This final value represents the theoretical minimum number of bits required to encode each byte of the validation text using the model's probability distribution — a true measure of compression performance independent of tokenization efficiency.

## Summary

- **Tokenizer-agnostic BPB** measures compression efficiency in bits per raw byte, eliminating bias from specific tokenizer vocabularies.
- **Lookup table construction** in `build_sentencepiece_luts` maps tokens to byte lengths while tracking leading spaces and boundary tokens.
- **Validation accumulation** counts bytes accurately by adding space bytes only when they represent actual content between non-boundary tokens.
- **Final conversion** via `_loss_bpb` applies the formula: `(avg_loss / log(2)) * (tokens / bytes)`.
- This implementation appears in [`train_gpt.py`](https://github.com/openai/parameter-golf/blob/main/train_gpt.py) throughout the `openai/parameter-golf` repository.

## Frequently Asked Questions

### What makes BPB "tokenizer-agnostic"?

Standard perplexity metrics measure bits per token, which favors tokenizers with larger vocabularies that produce fewer tokens per byte. The tokenizer-agnostic BPB metric converts this to bits per **byte** by accounting for how many bytes each token actually represents. This allows fair comparison between models using different tokenization strategies, as the metric reflects actual compression of the raw text rather than tokenizer efficiency.

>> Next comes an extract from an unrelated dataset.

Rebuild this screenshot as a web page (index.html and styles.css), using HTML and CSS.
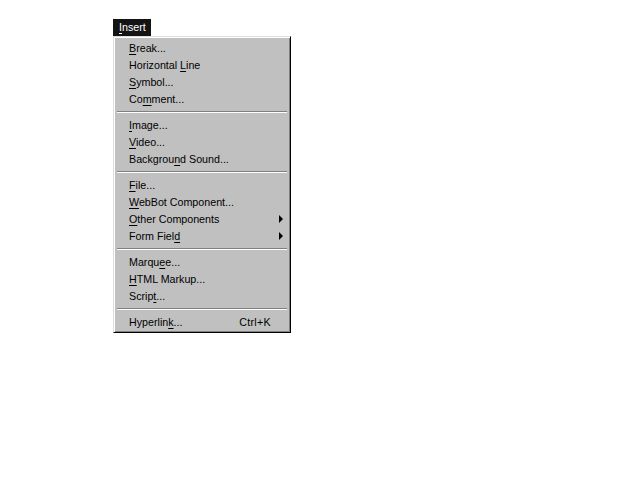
FILE: index.html
```html
<!DOCTYPE html>
<html lang="en">
    <head>
        <meta charset="UTF-8">
        <title>Insert menu</title>
        <link rel="stylesheet" href="styles.css">
    </head>
    <body>
        <div class="menubar">
            <div class="menu-title"><u>I</u>nsert</div>
        </div>
        <div class="menu">
            <div class="item"><span><u>B</u>reak...</span></div>
            <div class="item"><span>Horizontal <u>L</u>ine</span></div>
            <div class="item"><span><u>S</u>ymbol...</span></div>
            <div class="item"><span>Co<u>m</u>ment...</span></div>
            <div class="sep"></div>
            <div class="item"><span><u>I</u>mage...</span></div>
            <div class="item"><span><u>V</u>ideo...</span></div>
            <div class="item"><span>Backgrou<u>n</u>d Sound...</span></div>
            <div class="sep"></div>
            <div class="item"><span><u>F</u>ile...</span></div>
            <div class="item"><span><u>W</u>ebBot Component...</span></div>
            <div class="item"><span><u>O</u>ther Components</span><span class="arrow"></span></div>
            <div class="item"><span>Form Fiel<u>d</u></span><span class="arrow"></span></div>
            <div class="sep"></div>
            <div class="item"><span>Marqu<u>e</u>e...</span></div>
            <div class="item"><span><u>H</u>TML Markup...</span></div>
            <div class="item"><span>Scrip<u>t</u>...</span></div>
            <div class="sep"></div>
            <div class="item"><span>Hyperlin<u>k</u>...</span><span class="shortcut">Ctrl+K</span></div>
        </div>
    </body>
</html>
```

FILE: styles.css
```css
body {
    margin: 0;
    padding: 19px 0 0 113px;
    background-color: white;
    font-family: "Liberation Sans", Arial, sans-serif;
    font-size: 10.7px;
    color: black;
}

u {
    text-decoration: underline;
    text-underline-offset: 2px;
}

.menubar {
    display: flex;
}

.menu-title {
    background-color: #141414;
    color: white;
    height: 17px;
    line-height: 17px;
    padding: 0 5px 0 6px;
}

.menu {
    width: 178px;
    box-sizing: border-box;
    background-color: #c0c0c0;
    border-top: 1px solid #dfdfdf;
    border-left: 1px solid #dfdfdf;
    border-right: 1px solid #000;
    border-bottom: 1px solid #000;
    box-shadow: inset 1px 1px 0 #fff, inset -1px -1px 0 #808080;
    padding: 2px 2px;
    display: flex;
    flex-direction: column;
}

.item {
    height: 17px;
    display: flex;
    align-items: center;
    padding: 0 5px 0 13px;
}

.item span:first-child {
    flex: 1;
}

.shortcut {
    margin-right: 12px;
    letter-spacing: 0.3px;
}

.arrow {
    width: 0;
    height: 0;
    border-top: 4px solid transparent;
    border-bottom: 4px solid transparent;
    border-left: 4px solid black;
}

.sep {
    height: 9px;
    display: flex;
    flex-direction: column;
    justify-content: center;
    padding: 0 1px;
}

.sep::before {
    content: "";
    display: block;
    border-top: 1px solid #808080;
    border-bottom: 1px solid #fff;
}
```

### Why convert from nats to bits?

Neural network loss functions typically compute cross-entropy using the natural logarithm (nats). However, information theory standards and compression metrics conventionally use base-2 logarithms (bits). The division by `math.log(2.0)` converts the average loss from nats to bits, ensuring the final BPB value represents the theoretical minimum bits required per byte according to Shannon's source coding theorem.

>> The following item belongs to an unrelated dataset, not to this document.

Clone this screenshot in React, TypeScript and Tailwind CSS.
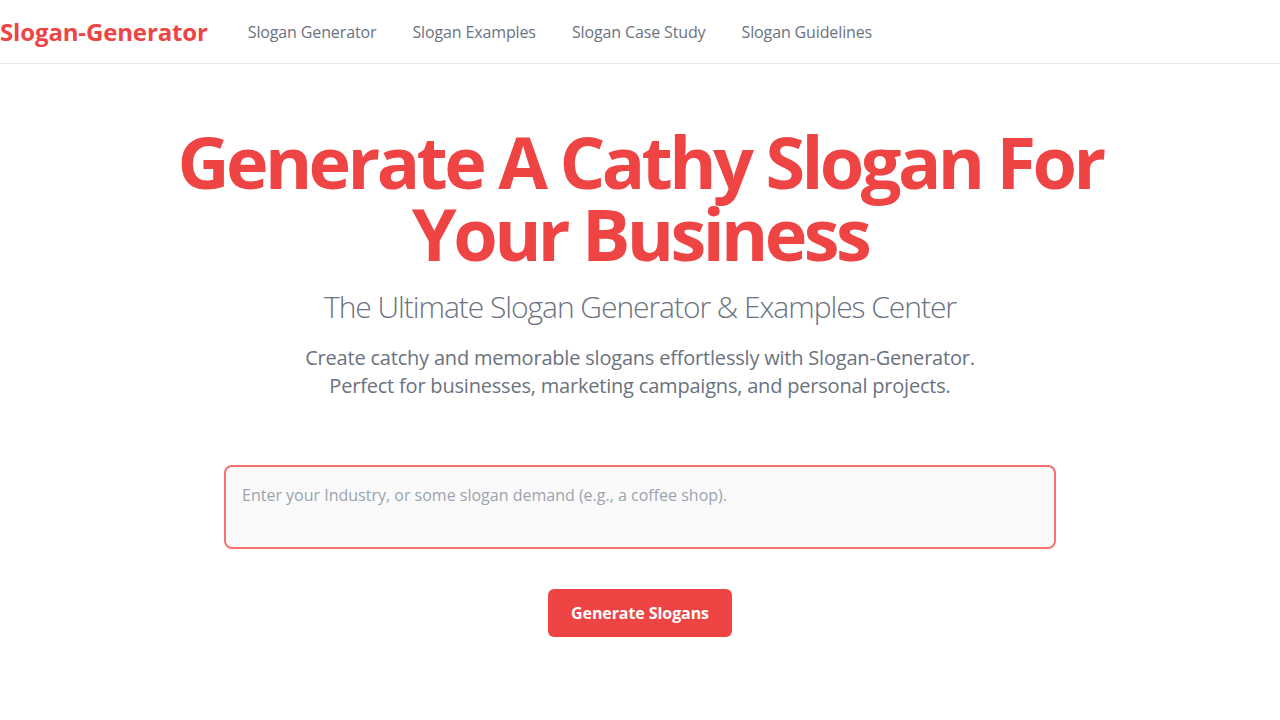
import { useState } from "react";

const NAV = ["Slogan Generator", "Slogan Examples", "Slogan Case Study", "Slogan Guidelines"];

export default function App() {
  const [demand, setDemand] = useState("");

  return (
    <div className="min-h-screen bg-white font-['Open_Sans',sans-serif]">
      <header className="flex h-16 items-center border-b border-gray-200">
        <a href="#" className="text-2xl font-bold tracking-[-0.006em] text-[#ef4444]">
          Slogan-Generator
        </a>
        <nav className="ml-10 flex gap-9">
          {NAV.map((item) => (
            <a key={item} href="#" className="text-base tracking-[-0.008em] text-[#6b7280]">
              {item}
            </a>
          ))}
        </nav>
      </header>

      <main className="flex flex-col items-center px-4 text-center">
        <h1 className="mt-[61px] max-w-5xl text-7xl leading-none font-bold tracking-tighter text-[#ef4444]">
          Generate A Cathy Slogan For Your Business
        </h1>
        <h2 className="mt-5 text-3xl font-light tracking-[-0.035em] text-[#6b7280]">
          The Ultimate Slogan Generator &amp; Examples Center
        </h2>
        <p className="mt-[19px] text-xl leading-7 tracking-[-0.01em] text-[#6b7280]">
          Create catchy and memorable slogans effortlessly with Slogan-Generator.
          <br />
          Perfect for businesses, marketing campaigns, and personal projects.
        </p>

        <textarea
          value={demand}
          onChange={(e) => setDemand(e.target.value)}
          placeholder="Enter your Industry, or some slogan demand (e.g., a coffee shop)."
          className="mt-[65px] h-[84px] w-[832px] resize-none rounded-lg border-2 border-[#f87171] bg-[#fafafa] px-4 py-4 text-base text-gray-700 placeholder:text-[#9ca3af] focus:outline-none"
        />

        <button className="mt-10 h-12 rounded-md bg-[#ef4444] px-[23px] text-base font-bold tracking-[-0.005em] text-white">
          Generate Slogans
        </button>
      </main>
    </div>
  );
}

### How does Parameter-Golf handle special tokens in byte counting?

Control tokens, unknown tokens, and unused vocabulary entries are marked as *boundary tokens* in the `is_boundary_token_lut` table. These tokens never contribute extra bytes for leading spaces, preventing artificial inflation of byte counts when the model encounters special sequences. This ensures that only actual text content (normal tokens and byte tokens) contributes to the compression metric.

### Can this metric be used with non-SentencePiece tokenizers?

The current implementation in [`train_gpt.py`](https://github.com/openai/parameter-golf/blob/main/train_gpt.py) specifically builds lookup tables from SentencePiece models using `build_sentencepiece_luts`. However, the underlying mathematical approach—mapping token IDs to byte lengths and calculating bits per byte—is tokenizer-agnostic by design. To use this with BPE or WordPiece tokenizers, you would need to implement equivalent logic to build the byte-length lookup tables for those vocabulary types.